Com o recuo dos rebeldes para o Tigré no último mês do ano passado, os confrontos diminuíram em larga escala. No entanto, ainda não houve quaisquer progressos significativos no sentido da resolução do conflito. Este ano, a guerra civil na Etiópia já fez cerca de 845 mortos, contabilizou o ACLED (Armed Conflict Location and Event Data Project), uma ONG americana especializada na recolha e análise de dados sobre conflitos internacionais.
Mianmar
Desde o início do ano, os conflitos em Mianmar (a antiga Birmânia) já provocaram quase 3 850 mortes, segundo o ACLED. “Há uma atmosfera de medo por toda a parte”, disse um trabalhador humanitário do território do sudeste asiático à agência noticiosa “The New Humanitarian”.
Tensões políticas e étnicas assombram a população birmanesa há pelo menos 60 anos. Em 2011, o regime militar opressivo que dominava o país foi dissolvido e foram dados alguns passos em direção à democracia. O partido Liga Nacional pela Democracia ganhou as eleições legislativas de 2015 e de 2020, com maioria absoluta. Contudo, as forças armadas não aceitaram o resultado desse último ano e, em fevereiro do ano passado, perpetraram um golpe de Estado militar.
Bloqueios de ajuda humanitária aos civis, ataques aéreos e bombardeamentos por artilharia contra as milícias locais são levados a cabo pelos militares do governo. Por todo o território, o cenário é agora de intensos confrontos. Por exemplo, os habitantes de duas vilas do noroeste birmanês acusam o Exército de ter incendiado 400 casas no final de janeiro, a propósito de uma operação de busca por membros de uma milícia armada opositora.
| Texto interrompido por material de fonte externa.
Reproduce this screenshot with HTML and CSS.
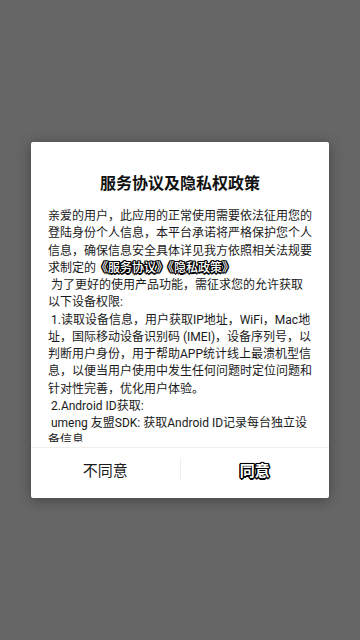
FILE: index.html
```html
<!DOCTYPE html>
<html lang="zh-CN">
	<head>
		<meta charset="utf-8" />
		<title>服务协议及隐私权政策</title>
		<link rel="stylesheet" href="styles.css">
	</head>
	<body>
		<div class="overlay">
			<div class="dialog">
				<h2 class="dialog-title">服务协议及隐私权政策</h2>
				<div class="dialog-body">
					<p>亲爱的用户，此应用的正常使用需要依法征用您的登陆身份个人信息，本平台承诺将严格保护您个人信息，确保信息安全具体详见我方依照相关法规要求制定的<span class="link">《服务协议》</span><span class="link">《隐私政策》</span></p>
					<p> 为了更好的使用产品功能，需征求您的允许获取以下设备权限:</p>
					<p> 1.读取设备信息，用户获取IP地址，WiFi，Mac地址，国际移动设备识别码 (IMEI)，设备序列号，以判断用户身份，用于帮助APP统计线上最溃机型信息，以便当用户使用中发生任何问题时定位问题和针对性完善，优化用户体验。</p>
					<p> 2.Android ID获取:</p>
					<p> umeng 友盟SDK: 获取Android ID记录每台独立设备信息</p>
				</div>
				<div class="dialog-footer">
					<button class="btn btn-cancel">不同意</button>
					<span class="sep"></span>
					<button class="btn btn-ok">同意</button>
				</div>
			</div>
		</div>
	</body>
</html>
```

FILE: styles.css
```css
html,
body {
	margin: 0;
	padding: 0;
}
body {
	font-family: Roboto, "Noto Sans CJK SC", sans-serif;
	color: #1a1a1a;
	background-color: #666;
}
.overlay {
	height: 640px;
	display: flex;
	justify-content: center;
	align-items: center;
}
.dialog {
	width: 298px;
	height: 356px;
	box-sizing: border-box;
	padding-top: 30px;
	background-color: #fff;
	border-radius: 2px;
	box-shadow: 0 2px 14px rgba(0, 0, 0, 0.35);
	display: flex;
	flex-direction: column;
}
.dialog-title {
	margin: 0;
	font-size: 16px;
	line-height: 24px;
	font-weight: bold;
	text-align: center;
	color: #111;
}
.dialog-body {
	margin-top: 12px;
	height: 234px;
	padding: 0 15px 0 17px;
	overflow-y: auto;
	scrollbar-width: none;
	font-size: 12px;
	line-height: 17.25px;
}
.dialog-body p {
	margin: 0;
	white-space: pre-wrap;
}
/* texte blanc cerné de noir */
.link,
.btn-ok {
	color: #fff;
	text-shadow: -1px -1px 0 #000, 1px -1px 0 #000, -1px 1px 0 #000,
		1px 1px 0 #000, 0 -1.5px 0 #000, 0 1.5px 0 #000, -1.5px 0 0 #000,
		1.5px 0 0 #000, 0 0 2px #000;
}
.link {
	font-weight: 500;
}
.dialog-footer {
	margin-top: 5px;
	border-top: 1px solid #eee;
	height: 50px;
	padding-bottom: 7px;
	box-sizing: border-box;
	display: flex;
	align-items: center;
}
.btn {
	flex: 1;
	height: 100%;
	border: none;
	background: none;
	font-family: inherit;
	font-size: 15px;
	color: #1a1a1a;
	cursor: pointer;
}
.btn-ok {
	font-weight: bold;
	color: #fff;
}
.sep {
	width: 1px;
	height: 22px;
	background-color: #eee;
}
```
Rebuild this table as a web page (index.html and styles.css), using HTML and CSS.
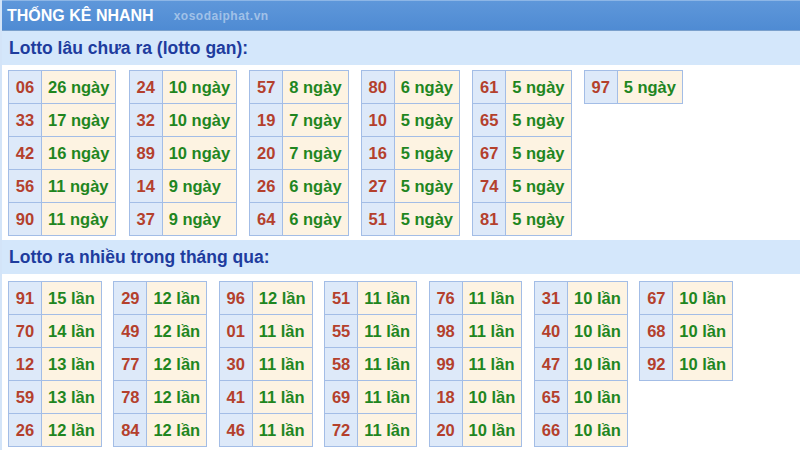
FILE: index.html
```html
<!DOCTYPE html>
<html lang="vi">
<head>
<meta charset="utf-8">
<title>Thống kê nhanh</title>
<link rel="stylesheet" href="styles.css">
</head>
<body>
<div class="box">
  <div class="title"><span class="title-text">THỐNG KÊ NHANH</span><span class="mark">xosodaiphat.vn</span></div>
  <div class="band">Lotto lâu chưa ra (lotto gan):</div>
  <div class="tables">
    <table><tr><td class="n">06</td><td class="v">26 ngày</td></tr><tr><td class="n">33</td><td class="v">17 ngày</td></tr><tr><td class="n">42</td><td class="v">16 ngày</td></tr><tr><td class="n">56</td><td class="v">11 ngày</td></tr><tr><td class="n">90</td><td class="v">11 ngày</td></tr></table>
    <table><tr><td class="n">24</td><td class="v">10 ngày</td></tr><tr><td class="n">32</td><td class="v">10 ngày</td></tr><tr><td class="n">89</td><td class="v">10 ngày</td></tr><tr><td class="n">14</td><td class="v">9 ngày</td></tr><tr><td class="n">37</td><td class="v">9 ngày</td></tr></table>
    <table><tr><td class="n">57</td><td class="v">8 ngày</td></tr><tr><td class="n">19</td><td class="v">7 ngày</td></tr><tr><td class="n">20</td><td class="v">7 ngày</td></tr><tr><td class="n">26</td><td class="v">6 ngày</td></tr><tr><td class="n">64</td><td class="v">6 ngày</td></tr></table>
    <table><tr><td class="n">80</td><td class="v">6 ngày</td></tr><tr><td class="n">10</td><td class="v">5 ngày</td></tr><tr><td class="n">16</td><td class="v">5 ngày</td></tr><tr><td class="n">27</td><td class="v">5 ngày</td></tr><tr><td class="n">51</td><td class="v">5 ngày</td></tr></table>
    <table><tr><td class="n">61</td><td class="v">5 ngày</td></tr><tr><td class="n">65</td><td class="v">5 ngày</td></tr><tr><td class="n">67</td><td class="v">5 ngày</td></tr><tr><td class="n">74</td><td class="v">5 ngày</td></tr><tr><td class="n">81</td><td class="v">5 ngày</td></tr></table>
    <table><tr><td class="n">97</td><td class="v">5 ngày</td></tr></table>
  </div>
  <div class="band band2">Lotto ra nhiều trong tháng qua:</div>
  <div class="tables tables2">
    <table><tr><td class="n">91</td><td class="v">15 lần</td></tr><tr><td class="n">70</td><td class="v">14 lần</td></tr><tr><td class="n">12</td><td class="v">13 lần</td></tr><tr><td class="n">59</td><td class="v">13 lần</td></tr><tr><td class="n">26</td><td class="v">12 lần</td></tr></table>
    <table><tr><td class="n">29</td><td class="v">12 lần</td></tr><tr><td class="n">49</td><td class="v">12 lần</td></tr><tr><td class="n">77</td><td class="v">12 lần</td></tr><tr><td class="n">78</td><td class="v">12 lần</td></tr><tr><td class="n">84</td><td class="v">12 lần</td></tr></table>
    <table><tr><td class="n">96</td><td class="v">12 lần</td></tr><tr><td class="n">01</td><td class="v">11 lần</td></tr><tr><td class="n">30</td><td class="v">11 lần</td></tr><tr><td class="n">41</td><td class="v">11 lần</td></tr><tr><td class="n">46</td><td class="v">11 lần</td></tr></table>
    <table><tr><td class="n">51</td><td class="v">11 lần</td></tr><tr><td class="n">55</td><td class="v">11 lần</td></tr><tr><td class="n">58</td><td class="v">11 lần</td></tr><tr><td class="n">69</td><td class="v">11 lần</td></tr><tr><td class="n">72</td><td class="v">11 lần</td></tr></table>
    <table><tr><td class="n">76</td><td class="v">11 lần</td></tr><tr><td class="n">98</td><td class="v">11 lần</td></tr><tr><td class="n">99</td><td class="v">11 lần</td></tr><tr><td class="n">18</td><td class="v">10 lần</td></tr><tr><td class="n">20</td><td class="v">10 lần</td></tr></table>
    <table><tr><td class="n">31</td><td class="v">10 lần</td></tr><tr><td class="n">40</td><td class="v">10 lần</td></tr><tr><td class="n">47</td><td class="v">10 lần</td></tr><tr><td class="n">65</td><td class="v">10 lần</td></tr><tr><td class="n">66</td><td class="v">10 lần</td></tr></table>
    <table><tr><td class="n">67</td><td class="v">10 lần</td></tr><tr><td class="n">68</td><td class="v">10 lần</td></tr><tr><td class="n">92</td><td class="v">10 lần</td></tr></table>
  </div>
</div>
</body>
</html>
```
FILE: styles.css
```css
html, body {
  margin: 0;
  padding: 0;
  background: #ffffff;
}
body {
  font-family: "Liberation Sans", Arial, sans-serif;
  width: 800px;
  height: 450px;
  overflow: hidden;
}
.box {
  border-left: 2px solid #d3e4f8;
  min-height: 450px;
}
.title {
  height: 29px;
  border-top: 1px solid #8db6e6;
  background: linear-gradient(#5e97da, #4f8bd3);
  border-bottom: 1px solid #7aa0cc;
  display: flex;
  align-items: center;
  padding-left: 5px;
}
.title-text {
  color: #ffffff;
  font-weight: bold;
  font-size: 16px;
}
.mark {
  margin-left: 20px;
  color: rgba(255, 255, 255, 0.45);
  font-size: 12px;
  font-weight: bold;
  letter-spacing: 0.5px;
}
.band {
  background: #d4e7fb;
  color: #1e3c9e;
  font-weight: bold;
  font-size: 17.5px;
  height: 34px;
  line-height: 34px;
  padding-left: 7px;
}
.band2 {
  margin-top: 4px;
}
.tables {
  display: flex;
  align-items: flex-start;
  gap: 12.2px;
  padding: 5px 0 0 6px;
}
.tables2 {
  gap: 11.6px;
  padding-top: 7px;
}
table {
  border-collapse: collapse;
  font-weight: bold;
  font-size: 16.5px;
}
td {
  border: 1px solid #a3bde6;
  height: 33px;
  padding: 0;
  box-sizing: border-box;
}
td.n {
  background: #dde9f9;
  color: #b4402c;
  width: 33px;
  text-align: center;
}
td.v {
  background: #fdf3e2;
  color: #1f861f;
  padding: 0 6px;
}
```
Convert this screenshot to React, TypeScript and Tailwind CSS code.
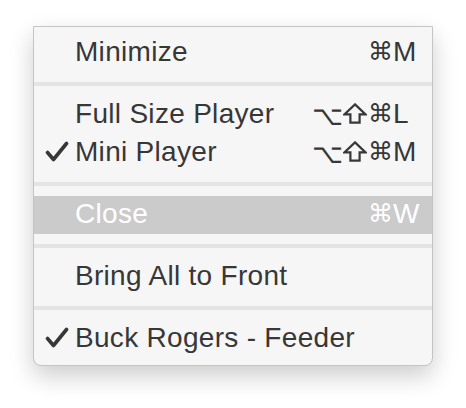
import React from 'react';

type Item =
  | { kind: 'item'; label: string; checked?: boolean; active?: boolean; mods?: string[]; keyChar?: string }
  | { kind: 'sep' };

const ITEMS: Item[] = [
  { kind: 'item', label: 'Minimize', mods: ['⌘'], keyChar: 'M' },
  { kind: 'sep' },
  { kind: 'item', label: 'Full Size Player', mods: ['⌥', '⇧', '⌘'], keyChar: 'L' },
  { kind: 'item', label: 'Mini Player', checked: true, mods: ['⌥', '⇧', '⌘'], keyChar: 'M' },
  { kind: 'sep' },
  { kind: 'item', label: 'Close', active: true, mods: ['⌘'], keyChar: 'W' },
  { kind: 'sep' },
  { kind: 'item', label: 'Bring All to Front' },
  { kind: 'sep' },
  { kind: 'item', label: 'Buck Rogers - Feeder', checked: true },
];

// fixed widths + per-glyph font so modifiers line up like the native menu columns
const MOD_CLASS: Record<string, string> = {
  '⌥': "w-[29px] font-['Noto_Sans_CJK_JP',sans-serif] text-[27px]",
  '⌘': "w-[25px] font-['DejaVu_Sans',sans-serif] text-[25px]",
};

function CheckMark() {
  return (
    <svg width="24" height="22" viewBox="0 0 24 22" className="mt-[7px]">
      <path
        d="M2.5 11.5 L8.5 18.5 L21.5 2.5"
        fill="none"
        stroke="currentColor"
        strokeWidth="3.6"
        strokeLinecap="round"
        strokeLinejoin="round"
      />
    </svg>
  );
}

// shift key symbol, the fonts here only have a thin narrow arrow
function ShiftIcon() {
  return (
    <span className="w-[27px] flex justify-center">
      <svg width="24" height="21" viewBox="0 0 24 21" className="mt-[7px]">
        <path
          d="M12 1.4 L22.6 11.4 H16.6 V19.6 H7.4 V11.4 H1.4 Z"
          fill="none"
          stroke="currentColor"
          strokeWidth="2.2"
          strokeLinejoin="miter"
        />
      </svg>
    </span>
  );
}

function Shortcut({ mods, keyChar }: { mods: string[]; keyChar: string }) {
  return (
    <div className="flex items-start h-full">
      <div className="flex items-start justify-end leading-[36px]">
        {mods.map((m, i) =>
          m === '⇧' ? (
            <ShiftIcon key={i} />
          ) : (
            <span key={i} className={`${MOD_CLASS[m]} text-center`}>
              {m}
            </span>
          )
        )}
      </div>
      <span className="w-[34px]">{keyChar}</span>
    </div>
  );
}

export default function App() {
  return (
    <div className="min-h-screen bg-white pt-[26px] pl-[33px]">
      <div className="w-[400px] bg-[#f6f6f6] border border-[#c4c4c4] rounded-b-[8px] shadow-[0_10px_24px_rgba(0,0,0,0.2)] py-[7px] text-[#373737] font-['Liberation_Sans',Arial,sans-serif] text-[28px] tracking-[0.3px]">
        {ITEMS.map((item, idx) => {
          if (item.kind === 'sep') {
            return (
              <div key={idx} className="py-[10px]">
                <div className="h-[4px] bg-[#e4e4e4]" />
              </div>
            );
          }
          return (
            <div
              key={idx}
              className={`flex items-start h-[38px] leading-[36px] pr-[5px] ${
                item.active ? 'bg-[#cbcbcb] text-white' : ''
              }`}
            >
              <div className="w-[41px] pl-[11px]">{item.checked && <CheckMark />}</div>
              <div className="flex-1">{item.label}</div>
              {item.mods && item.keyChar && <Shortcut mods={item.mods} keyChar={item.keyChar} />}
            </div>
          );
        })}
      </div>
    </div>
  );
}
Segundo os mais recentes dados do Escritório das Nações Unidas para a Coordenação de Assuntos Humanitários, há 6,2 milhões de pessoas no país a precisar de ajuda humanitária para sobreviverem. Mais de 440 mil birmaneses já se deslocaram internamente após o rebentar daquilo que, hoje, é considerado uma guerra civil.